In the 1980s, 60% of Assembly members and 30% of senators, upon leaving the Legislature, either ran for another office or landed some government appointment. That number stays the same with 60% of termed-out assemblymembers, and 40% of termed-out senators going for higher office or other government employment.
According to columnist George Skelton, Caliofrnia’s terms limits are the most restrictive in the nation with three two-year terms in Assembly and two four-year terms in the Senate. He writes, “Anyone who has watched the legislative process in Sacramento has witnessed the obvious: Newly elected lawmakers start plotting to capture their next office even before they’re sworn in to the one they’ve just won.”
He quotes labor leader Maria Durazo, “”They’re running all the time, for one office or another.”
“We raise money over and over again, one after another after another,” she says. “I really believe most are good, decent people, but they’re caught up in a system that forces them to move quickly. Both labor and business get tired of, over and over, trying to teach them about our issues, and in the end the only thing that determines how they’re going to vote is a calculation of what’s going to happen in the next election.”
The point is that not only are they running all of the time, but they are less experienced at what should be their job – legislating, they are less knowledgeable about public policy, and they are “weaker in dealing with the governor and more dependent on their staffs and lobbyists.”
Is this a recipe for good things in the state? No.
So, the system that was supposed to take politics out of the equation, has produced a bunch of inexperienced legislators who are forced to campaign all of the time.
It is not just liberals complaining.
“The musical chairs taking place is not beneficial to anyone,” says Gary L. Toebben, president of the Los Angeles Area Chamber of Commerce. “We need some experience and stability in Sacramento.”
The business community suffers, Toebben says, because of “a lack of action, a lack of compromise.” Legislators won’t compromise, he continues, “because they’re going to be running for another office relatively soon, and they don’t want to make their major supporters unhappy. They won’t make the tough decisions necessary in a democracy.”
Writes Mr. Skelton, “Most recent example: The failure of Democrats and Republicans to compromise on a plan to place a tax measure on the ballot in exchange for spending, pension and regulatory reforms. ‘A lost opportunity,’ Toebben laments.”
What will be interesting is whether the voters finally understand this. To date, they have opposed every effort to even amend term limits. But if a measure has a chance it will be the one coming forward on the June 2012 ballot.Tthat is because the sponsor is the LA Chamber of Commerce and the LA Labor Federation – an unlikely coalition that just might be able to muster the support.
Unfortunately, it pushes forward the same flawed premise of a few years ago, where the number of years would be reduced from 14 to 12 but it allows for that time to be served in one house.
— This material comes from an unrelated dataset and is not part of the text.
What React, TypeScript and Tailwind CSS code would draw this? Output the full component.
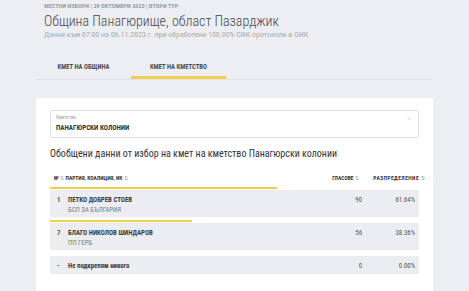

One reason that measure failed a few years ago was it was a transparent attempt for those in power to stay in power.
Nevertheless, it has some unlikely supporters like Jim Brulte, who is a strong supporter of term limits, but thinks that the California system is broken.
“Special interests have significantly more influence today than before term limits,” he said as quoted by Mr. Skelton. Legislators “don’t have the ability or willingness to stand up and tell their core constituencies ‘No.’ “
Unfortunately, this hardly changes the law and it is certainly not about to fix the problem.
Good government proposals never work, because they fail to take notice of the incentive structures. The only thing that works is transparency and open government. Until we accept that, we are doomed to having failed experiments.